'Sexually abused' Susan Edwards loses murder sentence appeal bid
- Published
A woman who killed her parents and buried them in a garden has lost a bid to appeal against her sentence.
Susan Edwards, 56, claims to have been sexually abused by her father as a child, and her barrister said the length of sentence did not take into account this "provocation".
She and husband Christopher were given life sentences with minimum terms of 25 years after being convicted of murder.
Three Court of Appeal judges dismissed her application for leave to appeal.
It was a renewed application, as leave had previously been refused by a single judge.
Lady Justice Rafferty said the crown court judge was entitled to reach the conclusions she did when setting the minimum term.
"She did so having reminded herself that 15 years had elapsed since this young woman had left home, before she returned and murdered the people she said she hated," said the appeal judge.

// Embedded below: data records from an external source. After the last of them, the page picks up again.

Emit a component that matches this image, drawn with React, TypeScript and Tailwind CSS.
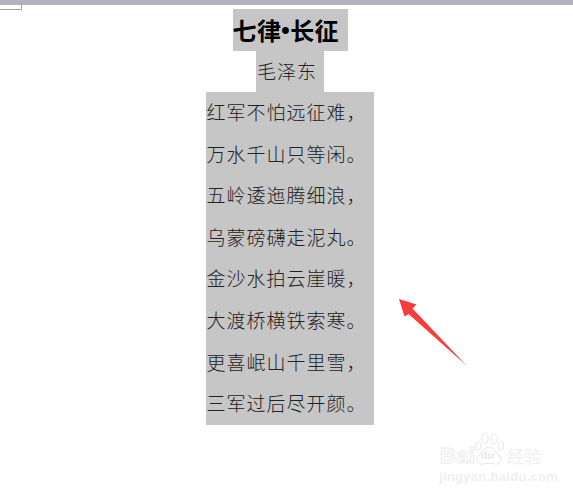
const lines = ["红军不怕远征难，","万水千山只等闲。","五岭逶迤腾细浪，","乌蒙磅礴走泥丸。","金沙水拍云崖暖，","大渡桥横铁索寒。","更喜岷山千里雪，","三军过后尽开颜。"];
const cjk = "font-['SimSun','Noto_Sans_CJK_SC',sans-serif]";

export default function App() {
  return (
    <div className={`relative w-[573px] h-[494px] bg-white overflow-hidden ${cjk}`}>
      <div className="h-[5px] bg-[#b1b4c0]" />
      <div className="absolute left-0 top-[5px] w-[22px] h-[5px] border-r border-b border-[#a0a0a0]" />
      <div className="flex flex-col items-center pt-[4px] pl-[7px] text-[#222]">
        <div className="bg-[#c6c6c6] w-[115px] h-[42px] flex items-center text-[24px] font-bold tracking-[0.4px] text-black whitespace-nowrap">
          七律<span className="font-['Liberation_Sans',sans-serif]">•</span>长征
        </div>
        <div className="bg-[#c6c6c6] w-[68px] h-[41px] flex items-center pl-[1px] text-[19px] tracking-[1px] font-light whitespace-nowrap">毛泽东</div>
        <div className="bg-[#c6c6c6] w-[168px] h-[333px] mr-[1px] flex flex-col">
          {lines.map((l) => (
            <div key={l} className="h-[41.6px] flex items-center pl-[1px] pb-[1px] text-[19px] tracking-[1px] font-light whitespace-nowrap">{l}</div>
          ))}
        </div>
      </div>
      <svg className="absolute left-[395px] top-[292px]" width="75" height="75" viewBox="0 0 75 75">
        <path d="M4 7 L21.5 12.5 L17.5 16.5 L71.5 73.5 L13.5 22 L9.5 24.5 Z" fill="#fb3c3c" />
      </svg>
      <div className="absolute left-[439px] top-[432px] w-[104px] flex flex-col text-[#efefef] font-['Liberation_Sans',sans-serif]">
        <div className="flex items-end h-[34px]">
          <span className="ml-[1px] w-[33px] text-[22px] font-bold leading-[20px] text-transparent [-webkit-text-stroke:1px_#ececec] tracking-[0.5px]">Bai</span>
          <div className="relative w-[32px] h-[34px]">
            <svg className="block" width="32" height="34" viewBox="0 0 32 34" fill="none" stroke="#e9e9e9" strokeWidth="1.1">
              <ellipse cx="5" cy="14" rx="2.7" ry="4.2" />
              <ellipse cx="12" cy="6.5" rx="3.2" ry="5" />
              <ellipse cx="21" cy="7" rx="3.2" ry="5" />
              <ellipse cx="28" cy="14" rx="2.7" ry="4.2" />
              <path d="M16 15 C11 15 10 20 6 23 C2 27 5 33 10 32 C14 31 18 31 22 32 C27 33 30 27 26 23 C22 20 21 15 16 15 Z" />
            </svg>
            <span className="absolute left-[8px] top-[18px] text-[11px] font-bold leading-none text-[#e9e9e9]">du</span>
          </div>
          <span className="ml-[2px] text-[17px] leading-[20px] whitespace-nowrap font-['Noto_Sans_CJK_SC',sans-serif]">经验</span>
        </div>
        <div className="mt-[4px] text-[13px] font-bold leading-[13px] whitespace-nowrap tracking-[0.3px]">jingyan.baidu.com</div>
      </div>
    </div>
  );
}
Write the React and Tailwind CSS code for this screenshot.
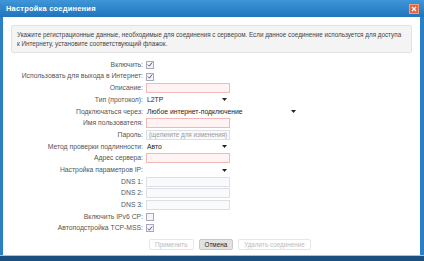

The couple shot William and Patricia Wycherley, aged 86 and 63, at their home in Mansfield, Nottinghamshire, in 1998.
Remains of their bodies were only discovered 15 years later.
In that time they stole £245,000 from the dead couple by siphoning off their pensions and benefits and selling their home.
The pair gave themselves up in France in October 2013, and they were jailed in June 2014.
'Hatred' of father
The trial judge, Mrs Justice Thirlwall, accepted "on reflection and balance" that Mrs Edwards had been sexually abused by her father as a child and that had formed the basis of her hatred for him.
"That background may well explain why you hated him, which you did, and why you have no remorse about killing him," said the judge in her sentencing remarks, external.
But she added: "Given that you left home in the early 1980s, some 15 years before the murders, I cannot accept that his conduct, wholly wrong as it was, explains your decision to kill him in 1998."
Mrs Edwards' barrister, David Howker QC, argued at the Court of Appeal: "We submit that it does have the potential to have been a slow-burning provocation over the years, and that the judge, if she did reject it, was wrong to do so.
"The imposition of this minimum term will probably result in her dying in prison."